§ Exercise details
Find all the lines with "index" and gather them.

§ Information shown
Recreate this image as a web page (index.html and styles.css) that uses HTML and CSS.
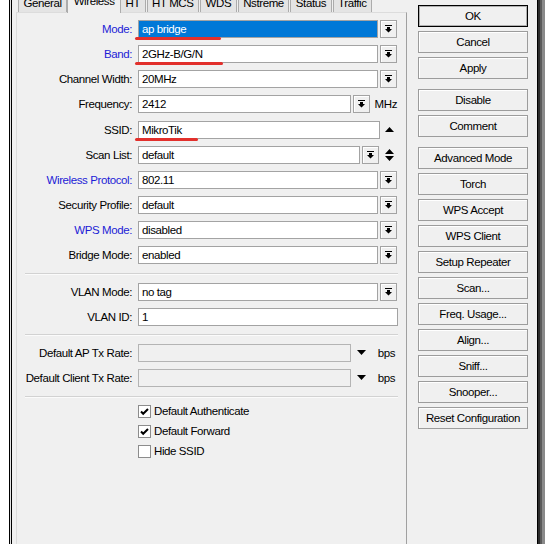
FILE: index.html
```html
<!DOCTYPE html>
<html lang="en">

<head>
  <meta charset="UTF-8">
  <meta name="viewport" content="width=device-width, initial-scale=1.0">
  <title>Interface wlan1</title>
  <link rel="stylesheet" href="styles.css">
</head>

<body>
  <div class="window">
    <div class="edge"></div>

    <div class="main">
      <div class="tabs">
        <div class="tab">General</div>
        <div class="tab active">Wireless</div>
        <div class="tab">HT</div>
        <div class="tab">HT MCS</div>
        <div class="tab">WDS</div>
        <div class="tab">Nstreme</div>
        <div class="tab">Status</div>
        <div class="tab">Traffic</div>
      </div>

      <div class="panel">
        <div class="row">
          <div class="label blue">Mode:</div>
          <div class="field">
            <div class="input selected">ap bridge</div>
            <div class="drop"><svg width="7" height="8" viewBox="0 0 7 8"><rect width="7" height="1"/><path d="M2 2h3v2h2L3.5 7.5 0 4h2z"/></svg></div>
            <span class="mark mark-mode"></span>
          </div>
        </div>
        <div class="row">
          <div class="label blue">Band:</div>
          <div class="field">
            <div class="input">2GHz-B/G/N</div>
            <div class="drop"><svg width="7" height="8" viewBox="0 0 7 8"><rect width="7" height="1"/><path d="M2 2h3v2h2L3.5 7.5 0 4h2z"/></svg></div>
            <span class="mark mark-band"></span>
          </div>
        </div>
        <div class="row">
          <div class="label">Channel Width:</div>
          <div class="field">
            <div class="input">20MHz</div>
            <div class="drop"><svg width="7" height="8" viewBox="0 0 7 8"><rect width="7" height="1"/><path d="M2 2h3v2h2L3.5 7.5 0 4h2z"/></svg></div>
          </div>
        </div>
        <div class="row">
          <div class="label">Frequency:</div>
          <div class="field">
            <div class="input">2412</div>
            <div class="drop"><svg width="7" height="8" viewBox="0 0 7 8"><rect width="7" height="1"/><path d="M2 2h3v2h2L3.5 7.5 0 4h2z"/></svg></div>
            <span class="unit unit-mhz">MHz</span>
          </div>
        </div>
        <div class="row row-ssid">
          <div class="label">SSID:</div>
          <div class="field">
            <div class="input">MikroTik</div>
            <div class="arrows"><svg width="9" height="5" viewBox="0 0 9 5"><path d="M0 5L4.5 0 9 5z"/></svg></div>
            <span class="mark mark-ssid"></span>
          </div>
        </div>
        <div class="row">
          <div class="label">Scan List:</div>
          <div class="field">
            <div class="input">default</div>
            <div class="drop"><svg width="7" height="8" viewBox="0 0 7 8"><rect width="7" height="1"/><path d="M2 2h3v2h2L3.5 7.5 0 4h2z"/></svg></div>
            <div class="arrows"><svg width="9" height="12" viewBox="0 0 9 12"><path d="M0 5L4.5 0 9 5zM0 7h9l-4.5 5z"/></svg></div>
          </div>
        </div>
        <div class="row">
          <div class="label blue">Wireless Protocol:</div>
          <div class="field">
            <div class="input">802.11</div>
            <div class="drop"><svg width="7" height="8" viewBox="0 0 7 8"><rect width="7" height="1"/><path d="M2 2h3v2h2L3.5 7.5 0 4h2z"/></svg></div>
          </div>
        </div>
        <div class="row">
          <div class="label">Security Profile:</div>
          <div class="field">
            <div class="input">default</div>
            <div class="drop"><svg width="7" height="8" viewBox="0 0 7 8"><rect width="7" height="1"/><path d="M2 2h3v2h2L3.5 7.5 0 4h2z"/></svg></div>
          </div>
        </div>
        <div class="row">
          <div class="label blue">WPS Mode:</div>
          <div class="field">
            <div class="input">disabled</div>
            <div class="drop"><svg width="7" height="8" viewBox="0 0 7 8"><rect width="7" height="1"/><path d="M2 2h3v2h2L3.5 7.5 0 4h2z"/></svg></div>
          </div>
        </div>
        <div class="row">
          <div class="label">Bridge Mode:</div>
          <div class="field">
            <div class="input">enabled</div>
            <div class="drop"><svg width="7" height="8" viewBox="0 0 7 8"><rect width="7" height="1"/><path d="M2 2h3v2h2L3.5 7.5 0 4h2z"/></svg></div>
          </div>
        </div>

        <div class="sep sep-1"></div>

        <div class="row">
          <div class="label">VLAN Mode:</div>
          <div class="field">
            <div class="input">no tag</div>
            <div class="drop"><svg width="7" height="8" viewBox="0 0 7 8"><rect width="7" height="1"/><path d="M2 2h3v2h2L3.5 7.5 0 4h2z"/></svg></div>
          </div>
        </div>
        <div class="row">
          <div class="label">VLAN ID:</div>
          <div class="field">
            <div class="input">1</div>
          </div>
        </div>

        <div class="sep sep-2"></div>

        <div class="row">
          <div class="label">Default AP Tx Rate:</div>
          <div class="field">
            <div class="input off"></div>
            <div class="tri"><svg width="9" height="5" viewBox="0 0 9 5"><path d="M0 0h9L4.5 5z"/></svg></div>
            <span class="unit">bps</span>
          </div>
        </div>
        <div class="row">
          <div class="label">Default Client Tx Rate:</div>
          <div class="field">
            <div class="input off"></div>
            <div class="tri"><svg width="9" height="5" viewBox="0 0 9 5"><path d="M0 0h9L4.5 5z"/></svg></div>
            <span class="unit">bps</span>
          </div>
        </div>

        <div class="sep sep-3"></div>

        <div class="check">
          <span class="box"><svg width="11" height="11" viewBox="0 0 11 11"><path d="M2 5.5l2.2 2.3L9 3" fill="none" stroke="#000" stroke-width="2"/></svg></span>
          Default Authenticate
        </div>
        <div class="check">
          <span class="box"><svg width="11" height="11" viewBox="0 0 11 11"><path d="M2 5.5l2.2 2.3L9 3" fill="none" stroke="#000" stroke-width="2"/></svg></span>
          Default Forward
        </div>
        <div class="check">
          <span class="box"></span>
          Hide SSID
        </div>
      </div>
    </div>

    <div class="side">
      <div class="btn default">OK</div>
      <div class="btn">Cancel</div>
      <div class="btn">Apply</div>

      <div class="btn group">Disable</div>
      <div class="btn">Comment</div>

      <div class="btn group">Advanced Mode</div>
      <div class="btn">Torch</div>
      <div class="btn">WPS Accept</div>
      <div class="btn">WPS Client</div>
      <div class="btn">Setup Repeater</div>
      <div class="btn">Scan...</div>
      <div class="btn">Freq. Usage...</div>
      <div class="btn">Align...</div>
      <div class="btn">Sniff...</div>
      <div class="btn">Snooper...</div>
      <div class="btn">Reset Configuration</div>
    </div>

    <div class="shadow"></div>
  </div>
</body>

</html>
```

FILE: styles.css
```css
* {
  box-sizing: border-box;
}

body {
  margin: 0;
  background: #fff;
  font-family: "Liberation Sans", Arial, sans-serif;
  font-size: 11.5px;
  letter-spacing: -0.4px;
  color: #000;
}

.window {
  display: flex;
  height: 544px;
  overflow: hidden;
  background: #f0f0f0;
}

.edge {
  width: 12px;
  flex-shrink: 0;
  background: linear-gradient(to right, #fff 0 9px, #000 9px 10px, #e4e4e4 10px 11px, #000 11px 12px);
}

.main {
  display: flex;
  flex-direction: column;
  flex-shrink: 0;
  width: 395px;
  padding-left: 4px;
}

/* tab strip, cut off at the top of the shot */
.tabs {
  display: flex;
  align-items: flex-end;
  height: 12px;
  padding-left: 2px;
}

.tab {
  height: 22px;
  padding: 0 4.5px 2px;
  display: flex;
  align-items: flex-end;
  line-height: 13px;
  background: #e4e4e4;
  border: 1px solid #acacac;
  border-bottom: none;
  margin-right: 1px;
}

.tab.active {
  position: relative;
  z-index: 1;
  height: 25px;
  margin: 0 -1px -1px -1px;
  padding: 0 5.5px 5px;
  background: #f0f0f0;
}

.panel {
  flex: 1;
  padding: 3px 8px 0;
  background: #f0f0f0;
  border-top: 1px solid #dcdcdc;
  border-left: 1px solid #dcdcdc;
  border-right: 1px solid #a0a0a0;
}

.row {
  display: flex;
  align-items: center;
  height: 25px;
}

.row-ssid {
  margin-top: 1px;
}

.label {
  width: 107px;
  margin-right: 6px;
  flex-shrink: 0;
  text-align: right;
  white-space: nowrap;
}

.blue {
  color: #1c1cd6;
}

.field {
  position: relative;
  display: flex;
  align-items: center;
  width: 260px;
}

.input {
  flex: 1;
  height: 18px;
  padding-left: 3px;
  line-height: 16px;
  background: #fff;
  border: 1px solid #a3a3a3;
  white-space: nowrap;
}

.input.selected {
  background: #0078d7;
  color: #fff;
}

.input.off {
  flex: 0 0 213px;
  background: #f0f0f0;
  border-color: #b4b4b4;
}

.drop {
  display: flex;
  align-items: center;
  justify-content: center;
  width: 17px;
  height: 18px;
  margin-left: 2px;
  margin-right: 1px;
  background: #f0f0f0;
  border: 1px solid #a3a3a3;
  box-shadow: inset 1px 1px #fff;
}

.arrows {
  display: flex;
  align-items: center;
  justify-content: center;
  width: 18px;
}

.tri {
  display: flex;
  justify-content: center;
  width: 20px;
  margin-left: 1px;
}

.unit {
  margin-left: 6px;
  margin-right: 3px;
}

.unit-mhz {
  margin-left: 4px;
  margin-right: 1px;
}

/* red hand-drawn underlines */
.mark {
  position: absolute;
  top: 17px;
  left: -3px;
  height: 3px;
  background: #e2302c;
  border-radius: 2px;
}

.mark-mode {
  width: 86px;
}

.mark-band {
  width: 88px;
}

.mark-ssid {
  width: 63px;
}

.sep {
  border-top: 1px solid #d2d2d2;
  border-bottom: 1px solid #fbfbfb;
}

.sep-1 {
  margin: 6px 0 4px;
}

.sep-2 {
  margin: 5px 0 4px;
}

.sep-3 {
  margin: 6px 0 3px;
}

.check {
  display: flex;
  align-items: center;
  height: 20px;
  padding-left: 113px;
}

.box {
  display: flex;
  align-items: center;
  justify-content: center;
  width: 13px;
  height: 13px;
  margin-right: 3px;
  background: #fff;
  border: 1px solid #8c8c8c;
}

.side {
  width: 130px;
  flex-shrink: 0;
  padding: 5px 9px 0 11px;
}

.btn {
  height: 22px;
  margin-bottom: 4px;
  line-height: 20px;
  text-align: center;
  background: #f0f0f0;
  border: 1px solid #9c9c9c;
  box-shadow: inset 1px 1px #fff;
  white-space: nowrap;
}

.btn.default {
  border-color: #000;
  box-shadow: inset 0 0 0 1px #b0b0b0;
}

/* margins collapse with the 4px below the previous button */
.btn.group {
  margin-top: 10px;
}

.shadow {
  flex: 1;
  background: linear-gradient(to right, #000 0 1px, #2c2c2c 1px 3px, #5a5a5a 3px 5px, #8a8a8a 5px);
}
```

§ Finished exercise
Recreate this image as a web page (index.html and styles.css) that uses HTML and CSS.
FILE: index.html
  z-index: 1;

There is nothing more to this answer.